A correct pronunciation is one that does not impede communication and allows the speaker to successfully convey the intended meaning. This criterion, though allowing to communicate, might turn out to be insufficient, however, particularly when one finds oneself in an English-speaking environment. It would be desirable then to not only speak correctly, but also in a native-like manner.
Similar to grammar mistakes, where a tiny and seemingly innocent difference may cause an essential change in meaning (e.g. have a company means something totally different from have company, while a question What are you doing? is not the same as What do you do?), pronunciation mistakes lead to misunderstandings and may sound funny, nonsensical or even obscene. In today’s ever-changing world of communication, in which foreign languages, especially English, have become a common requirement, pronunciation may contribute to our success or failure – getting a better job, becoming a part of a new environment, making acquaintances, or even… finding a life partner. In short, the more correct our communication is, the more seriously our interlocutors will treat us. This course offers a great number of tips to help make your English sound not only correct but also native-like.
Most pronunciation problems do not result from any specific difficulty in learning sounds. They are rather a consequence of insufficient exposure to native-speaker English and relying too much on the written word (which leads to the so-called spelling pronunciation), as well as a strong negative impact of different pronunciation rules of one’s mother tongue. It is not possible to develop the ability to dance or ride a bike by just learning from books. Similarly, mastering foreign pronunciation requires most of all exposure to the sounds of the foreign language we are learning. And so, this textbook is only to supplement the essential part, which is a fully interactive multimedia program with practical sound descriptions, animations, videos and thousands of examples of words, phrases, sentences, and texts for listening and repetition.

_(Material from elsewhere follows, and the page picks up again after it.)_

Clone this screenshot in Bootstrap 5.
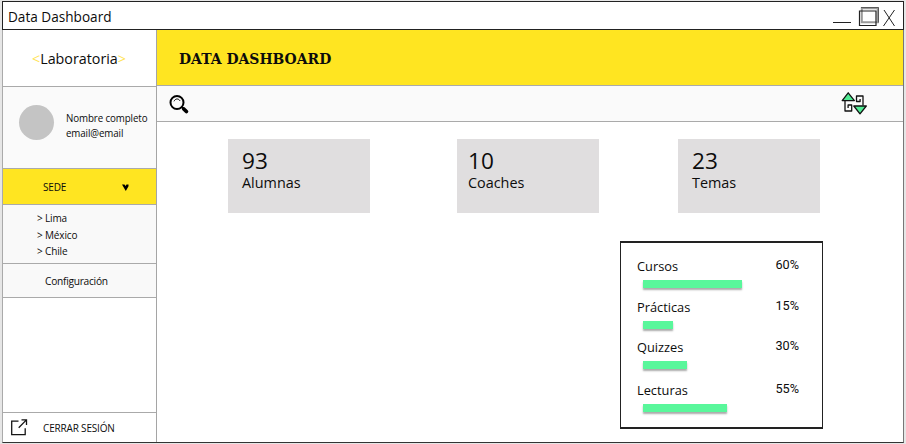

The answer to this question is not an easy one. Even children acquiring their mother tongue need a considerable amount of time to master some sounds (5-6 years), although their “learning” is almost continuous. After all, they are constantly being exposed to the language, and can be repeatedly given feedback. However, the success in acquiring a mother tongue has a negative impact on learning a foreign language, as the pronunciation rules in one’s mother tongue are usually not just different, but often quite contradictory to the rules of the language one wants to learn (e.g. the rule of devoicing consonants in the final position in Polish, causing the words kod and kot to sound identical, will lead to miscommunication in English, making the sentence Hey, bud! sound like Hey, butt!). That is why many learners find it hard to switch from their first language to a foreign language, or to stop the rules of a foreign language being substituted by the rules of one’s mother tongue. Those who manage to achieve this to an excellent degree are called bilingual speakers – individuals who have perfect command of two languages. In the case of pronunciation, it is quite difficult and depends on various abilities, e.g. a good ear for music, though it does not necessarily need to be an innate feature. A musical ear can be successfully trained, and those are naturally endowed with a good musical hearing or who have developed it will find mastering pronunciation on their own much easier.
There are no magic tricks for mastering correct pronunciation. The only way is systematic exposure to authentic spoken English, as well as regular practice. The most important strategies to learn correct pronunciation are presented below:
1. listen to authentic English every day (even 15 minutes will do, but it must be done regularly)
there is an extensive list of reliable web pages in the section of extras, where you will find plenty of audio and video materials for individual listening and watching
listen to audiobooks – read along with the recording out loud if possible to associate spelling with the correct pronunciation
2. repeat, repeat, and repeat again – according to a well-known quote by Thomas Alva Edison, “A genius is one percent inspiration and ninety-nine percent perspiration.”
3. slow down a bit while reading and speaking in English – you will not lose particular sounds, especially those at the end of a word
4. put more effort into articulation – the exaggerated correctness, especially at the elementary stages of working on pronunciation, is not only recommended, but simply desirable
5. observe mouth movements in native speakers and try to imitate what they do
6. pay attention to certain regularities that occur between spelling and pronunciation
7. when you learn a new word, don't just learn its meaning, but make sure you know how to pronounce and stress it correctly.
Some people believe that the best way to master a foreign language, including its pronunciation, is by creating an environment in which the learning process takes place somewhat out of the context of one’s mother tongue. Such an approach does not necessarily need to be effective, though. After all, we can find numerous examples of people who have lived for many years in a foreign language environment, but have never erased their foreign accent. Therefore, the environment itself does not suffice, especially if one starts learning a foreign language in adolescence or adulthood. We are convinced that foreign language learners should use references to their mother tongue. We have, therefore, created a language course in which all the sounds of English are described in relation to the learner's native language. Whenever substituting an English sound with a similar one does not lead to miscommunication, we inform about it openly, at the same time pointing to what needs to be done if one wants to speak in a native-like manner. It is important to remember that this course is only one of many learning tools, and it will not relieve the learner at a regular practice and frequent exposure to the sounds of the English language.
It is intended for everyone who is studying English, regardless of the level. Moreover, it is intended for those who know English and use it for everyday purposes, but are aware of the fact that their pronunciation is far from perfect. And finally, it is intended for teachers of English at all levels who do not want to neglect teaching pronunciation and have to prepare their own teaching materials or use foreign publications, which do not take into account the specificities of their learners' mother tongue. The course can be covered individually, but it can also be used as a supplement to various teaching materials. Its great advantage is its ease of use, as the chapters have not been arranged in any obligatory order. Studying a chapter takes no more than half an hour. Just remember to do it systematically and revise what has been covered, until the new pronunciation habits become fully automated.